Tree Identification: Paper Birch – Betula Papyrifera
Paper Birch, also referred to as White Birch is a deciduous tree that is commonly found near lakes and rivers. It has leaves that are serrated and oval-shaped. This tree is distinguished by its flaking bark, which is bronze when it is young and then becomes white when it matures. The Paper Birch is also a food source for many different animals. Moose, snowshoe hair, beavers, and porcupines all routinely feed on it.

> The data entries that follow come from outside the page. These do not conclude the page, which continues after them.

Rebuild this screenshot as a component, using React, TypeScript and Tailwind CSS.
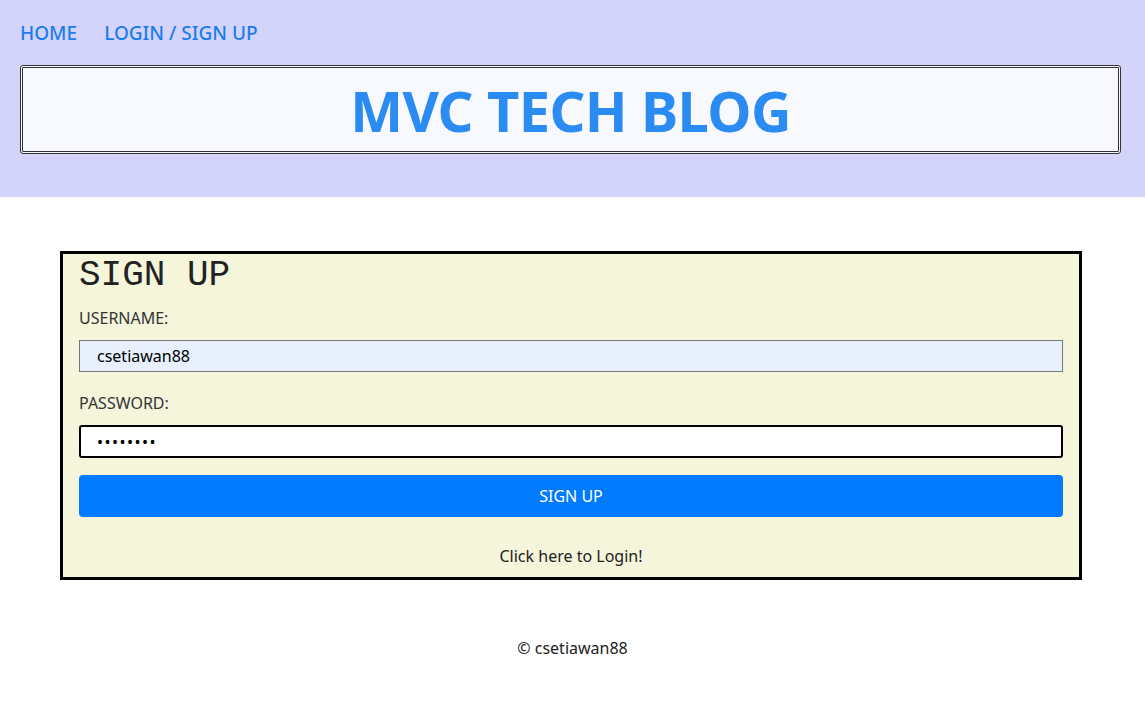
import React from 'react';

const sans = { fontFamily: '"Noto Sans", "Open Sans", sans-serif' };

export default function App() {
  return (
    <div className="min-h-screen bg-white" style={sans}>
      {/* Header */}
      <header className="bg-[#d4d4fb] pl-5 pr-6 pt-[19px] pb-[43px]">
        <nav className="flex gap-[27px] text-[19px] font-medium leading-[28px] text-[#1a7cf0] h-[28px]">
          <a href="#">HOME</a>
          <a href="#">LOGIN / SIGN UP</a>
        </nav>
        <div className="mt-[18px] h-[89px] rounded-[3px] border-[3px] border-double border-[#333] bg-[#f8f8ff] flex items-center justify-center">
          <h1 className="text-[56px] font-bold leading-none tracking-[-0.6px] text-[#2a8bf2]">MVC TECH BLOG</h1>
        </div>
      </header>

      {/* Sign up card */}
      <main className="pt-[54px]">
        <div className="ml-[60px] w-[1022px] border-[3px] border-black bg-[#f5f5dc] px-[16px]">
          <h2
            className="text-[36px] leading-[43px] text-[#222]"
            style={{ fontFamily: '"Liberation Mono", monospace' }}
          >
            SIGN UP
          </h2>
          <label className="mt-[9px] block text-[16px] leading-[24px] text-[#333]">USERNAME:</label>
          <input
            className="mt-[10px] block h-[32px] w-full border border-[#767676] bg-[#e8f0fe] pl-[17px] text-[16px] text-black outline-none"
            defaultValue="csetiawan88"
          />
          <label className="mt-[19px] block text-[16px] leading-[24px] text-[#333]">PASSWORD:</label>
          <input
            type="password"
            className="mt-[10px] block h-[33px] w-full rounded-[3px] border-2 border-black bg-white pl-[16px] text-[16px] tracking-[1.5px] text-black outline-none"
            defaultValue="password"
          />
          <button className="mt-[17px] h-[42px] w-full rounded-[4px] bg-[#007bff] text-[16px] text-white">
            SIGN UP
          </button>
          <p className="mt-[27px] pb-[9px] text-center text-[16px] leading-[24px] text-[#222]">
            Click here to Login!
          </p>
        </div>
      </main>

      <footer className="mt-[56px] text-center text-[16px] leading-[24px] text-[#222]">© csetiawan88</footer>
    </div>
  );
}
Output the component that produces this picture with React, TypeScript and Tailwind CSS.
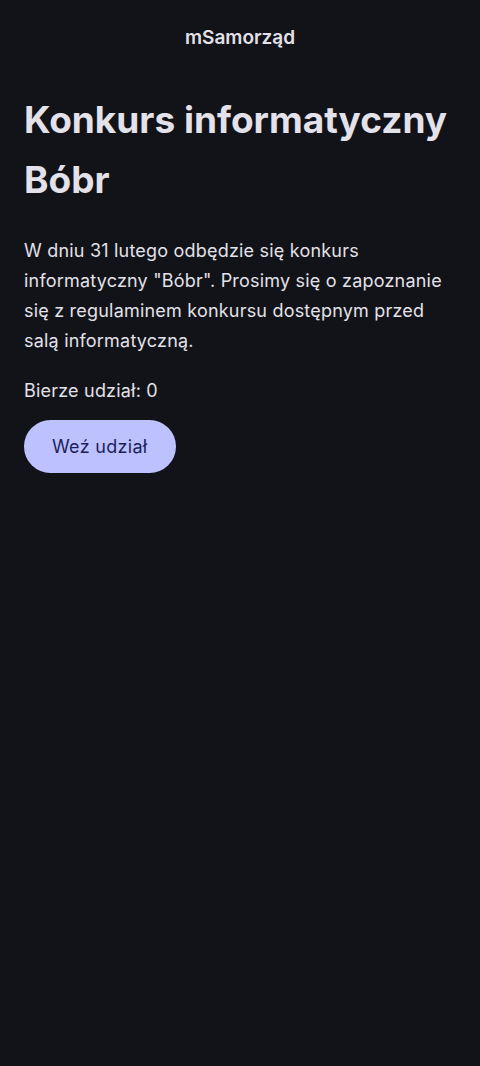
export default function App() {
  return (
    <div
      className="min-h-[1066px] bg-[#121318] text-[#e3e1e9]"
      style={{ fontFamily: 'Inter, "Noto Sans", sans-serif' }}
    >
      {/* Top bar */}
      <header className="flex justify-center pt-[26px]">
        <span className="text-[19px] leading-6 font-semibold">mSamorząd</span>
      </header>

      <main className="px-6">
        <h1 className="mt-[40px] text-[37px] leading-[60px] font-bold">
          Konkurs informatyczny Bóbr
        </h1>

        <p className="mt-[26px] text-[18px] leading-[30px] tracking-[0.2px]">
          W dniu 31 lutego odbędzie się konkurs informatyczny "Bóbr". Prosimy
          się o zapoznanie się z regulaminem konkursu dostępnym przed salą
          informatyczną.
        </p>

        <p className="mt-[20px] text-[18px] leading-[30px] tracking-[0.2px]">
          Bierze udział: 0
        </p>

        <button className="mt-[14px] h-[53px] rounded-full bg-[#bdc2ff] px-7 text-[18px] tracking-[0.3px] text-[#1b1f5c]">
          Weź udział
        </button>
      </main>
    </div>
  )
}
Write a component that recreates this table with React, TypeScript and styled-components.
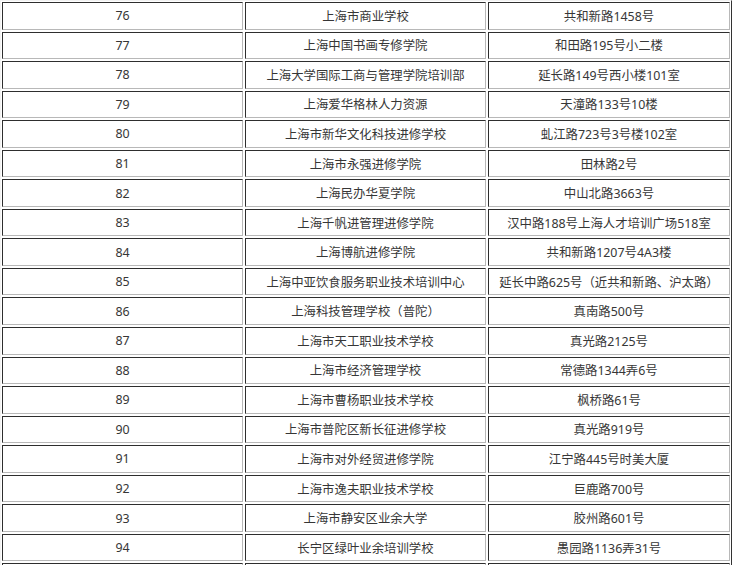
import React from "react";
import styled, { createGlobalStyle } from "styled-components";

const Global = createGlobalStyle`
  html, body { margin: 0; padding: 0; background: #fff; }
  body { font-family: "Noto Sans", "Noto Sans CJK SC", sans-serif; }
`;

const Table = styled.div`
  display: grid;
  grid-template-columns: 241px 241px 242px;
  grid-auto-rows: 27.56px;
  gap: 2px;
  padding: 1px;
  width: max-content;
  border-style: solid;
  border-width: 1px;
  border-color: #f2f2f2 #333 #333 #f2f2f2;
  background: #fff;
`;

const Cell = styled.div`
  box-sizing: border-box;
  display: flex;
  align-items: center;
  justify-content: center;
  border-style: solid;
  border-width: 1px;
  border-color: #2e2e2e #b8b8b8 #b8b8b8 #2e2e2e;
  font-family: "Noto Sans", "Noto Sans CJK SC", sans-serif;
  font-size: 12.4px;
  color: #363636;
  white-space: nowrap;
  overflow: hidden;
`;

const rows: [string, string, string][] = [
  ["76", "上海市商业学校", "共和新路1458号"],
  ["77", "上海中国书画专修学院", "和田路195号小二楼"],
  ["78", "上海大学国际工商与管理学院培训部", "延长路149号西小楼101室"],
  ["79", "上海爱华格林人力资源", "天潼路133号10楼"],
  ["80", "上海市新华文化科技进修学校", "虬江路723号3号楼102室"],
  ["81", "上海市永强进修学院", "田林路2号"],
  ["82", "上海民办华夏学院", "中山北路3663号"],
  ["83", "上海千帆进管理进修学院", "汉中路188号上海人才培训广场518室"],
  ["84", "上海博航进修学院", "共和新路1207号4A3楼"],
  ["85", "上海中亚饮食服务职业技术培训中心", "延长中路625号（近共和新路、沪太路）"],
  ["86", "上海科技管理学校（普陀）", "真南路500号"],
  ["87", "上海市天工职业技术学校", "真光路2125号"],
  ["88", "上海市经济管理学校", "常德路1344弄6号"],
  ["89", "上海市曹杨职业技术学校", "枫桥路61号"],
  ["90", "上海市普陀区新长征进修学校", "真光路919号"],
  ["91", "上海市对外经贸进修学院", "江宁路445号时美大厦"],
  ["92", "上海市逸夫职业技术学校", "巨鹿路700号"],
  ["93", "上海市静安区业余大学", "胶州路601号"],
  ["94", "长宁区绿叶业余培训学校", "愚园路1136弄31号"],
];

export default function App() {
  return (
    <>
      <Global />
      <Table>
        {rows.map((r) => (
          <React.Fragment key={r[0]}>
            <Cell>{r[0]}</Cell>
            <Cell>{r[1]}</Cell>
            <Cell>{r[2]}</Cell>
          </React.Fragment>
        ))}
        <Cell />
        <Cell />
        <Cell />
      </Table>
    </>
  );
}
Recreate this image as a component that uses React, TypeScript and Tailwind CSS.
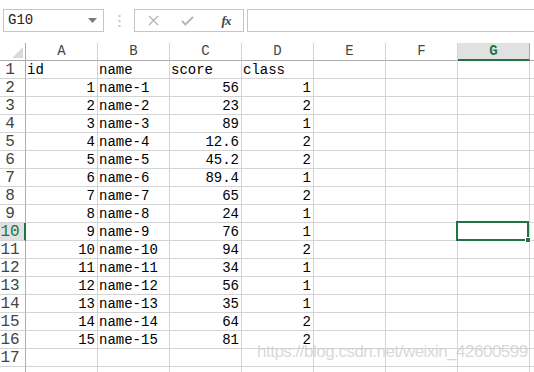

Unfortunately, the Paper Birch is susceptible to several diseases. The Bronze Birch Borer is a native beetle that causes havoc among Birch trees. The beetles lay eggs under the trees’ bark which then hatch in two weeks or less. Symptoms of the borers are chlorotic leaves, dying upper branches, and sparse leaves. Pesticide applications along the trees’ bark in early spring have proven effective against these pests. The Bronze Birch Borer affects all species of Birch but fortunately, the Paper Birch is actually more resistant than other Birch species, showing lower rates of infection.

Paper Birch are also susceptible to what is commonly referred to as “Birch Die Back”. This is when the crown and other branches on the tree start to die. This happens when the roots of the tree become overheated because there is not enough leaf cover to cool them. If you have Paper Birch present on your property a way to prevent this is to put organic mulch around the roots while providing good drainage to the soil.

The Paper Birch is a beautiful tree commonly found in the Northwoods of Wisconsin. It is a food source for a variety of wildlife and there are viable treatment options available to keep them healthy if you happen to find them on your property.